Total commercial and multifamily borrowing and lending is expected to fall to $684 billion in 2023, a 15% decline from last year’s anticipated total of $804 billion, according to the Mortgage Bankers Association’s (MBA’s) updated baseline forecast at the 2023 Commercial/Multifamily Finance Convention and Expo. For multifamily lending this year, the MBA has revised its forecast to $384 billion, a 16% drop from last year’s expected total of $459 billion.
“MBA’s updated forecast is built on a base case of economic weakness at the start of 2023 with a moderation in interest rates and an overall improvement in the economy as the year goes on,” said Jamie Woodwell, head of commercial real estate research. “Given changes in interest rates and investment yields over the last year, new deals and loans are sizing differently than in previous years. These new changes will take time for buyers and sellers to digest, and we expect the logjam to suppress volumes this year.”
Woodwell added, “We expect loan maturities and outstanding adjustable-rate loans to lead the testing of today’s market conditions. For long-term loans, the last decade has seen tremendous growth in property income and values—both of which will support properties’ abilities to support new loans. Properties with interest rate resets and shorter-term loans that transacted or refinanced more recently will be much more dependent on the particulars of that loan and property.”
Looking ahead to 2024, the MBA anticipates that commercial real estate lending will rebound to $906 billion, with multifamily lending comprising over half of that total—$486 billion.
The revised 2023 forecast comes at the same time that the MBA released fourth quarter originations data. Commercial and multifamily mortgage originations in the final quarter of the year were 54% lower year over year.
When compared with the fourth quarter of 2021, decreases in originations for industrial, office, multifamily, and retail led the overall drop. Industrial experienced a 69% year-over-year drop in the dollar volume of loans, while multifamily properties experienced a 52% decrease.
On a quarterly basis, hotel property originations dropped 39% compared with the third quarter, while multifamily saw a 23% decline in originations.

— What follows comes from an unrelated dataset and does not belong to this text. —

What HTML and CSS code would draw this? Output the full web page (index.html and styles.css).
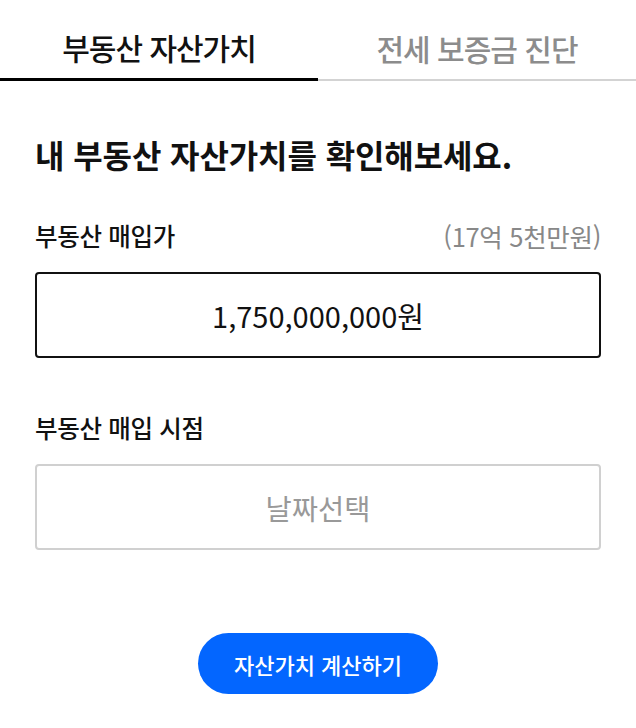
FILE: index.html
```html
<!DOCTYPE html>
<html lang="ko">
<head>
	<meta charset="utf-8">
	<title>부동산 자산가치</title>
	<link rel="stylesheet" href="styles.css">
</head>
<body>
	<nav class="tabs">
		<a class="tab active">부동산 자산가치</a>
		<a class="tab">전세 보증금 진단</a>
	</nav>

	<main class="content">
		<h1 class="title">내 부동산 자산가치를 확인해보세요.</h1>

		<div class="field">
			<div class="field-head">
				<label class="label">부동산 매입가</label>
				<span class="hint">(17억 5천만원)</span>
			</div>
			<div class="box filled">1,750,000,000원</div>
		</div>

		<div class="field second">
			<div class="field-head">
				<label class="label">부동산 매입 시점</label>
			</div>
			<div class="box empty">날짜선택</div>
		</div>

		<div class="actions">
			<button class="submit">자산가치 계산하기</button>
		</div>
	</main>
</body>
</html>
```

FILE: styles.css
```css
body {
	margin: 0;
	background: #fff;
	color: #111;
	font-family: "Noto Sans CJK KR", "Noto Sans", sans-serif;
}

.tabs {
	display: flex;
	height: 81px;
}

.tab {
	flex: 1;
	display: flex;
	align-items: center;
	justify-content: center;
	font-size: 30px;
	font-weight: 500;
	letter-spacing: -1px;
	color: #8c8c8c;
	border-bottom: 2px solid #d3d3d3;
	box-sizing: border-box;
	padding-top: 16px;
}

.tab.active {
	color: #111;
	border-bottom: 3px solid #000;
	padding-top: 15px;
}

.content {
	padding: 0 35px;
}

.title {
	margin: 52px 0 0;
	font-size: 32px;
	font-weight: 700;
	line-height: 42px;
	letter-spacing: -0.1px;
}

.field {
	margin-top: 43px;
}

.field.second {
	margin-top: 52px;
}

.field-head {
	display: flex;
	justify-content: space-between;
	align-items: center;
	height: 34px;
}

.label {
	font-size: 24.5px;
	font-weight: 500;
	letter-spacing: -0.3px;
}

.hint {
	font-size: 25.5px;
	color: #888;
	letter-spacing: -0.3px;
}

.box {
	margin-top: 20px;
	height: 86px;
	box-sizing: border-box;
	border-radius: 4px;
	display: flex;
	align-items: center;
	justify-content: center;
}

.box.filled {
	border: 2px solid #111;
	font-size: 29px;
}

.box.empty {
	border: 2px solid #d0d0d0;
	color: #999;
	font-size: 28.5px;
}

.actions {
	display: flex;
	justify-content: center;
	margin-top: 83px;
}

.submit {
	width: 240px;
	height: 61px;
	border: none;
	border-radius: 31px;
	background: #0366ff;
	color: #fff;
	font-family: inherit;
	font-size: 22px;
	font-weight: 500;
}
```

“Borrowing and lending backed by commercial and multifamily properties slipped further to close out 2022,” said Woodwell. “The last quarter of the year typically sees the highest volumes, but the chill caused by rising interest rates, questions about property valuations, and increased economic uncertainty made the fourth quarter of 2022 the weakest of the year.”
Among investor types, according to the MBA, the dollar volume of loans originated for commercial-backed securities dropped 92% year over year. In addition, a 60% decline was seen for investor-driven lenders, a 53% decrease in life insurance company loans, a 47% decrease for depositories, and a 13% drop in the dollar volume of government-sponsored enterprises Fannie Mae and Freddie Mac loans.
“Depositories were the one major capital source to increase volumes from the previous year, but even its fourth quarter activity was roughly half of what it was a year earlier. The overall picture is one of slower borrowing in the face of what have been significant shifts in the market.”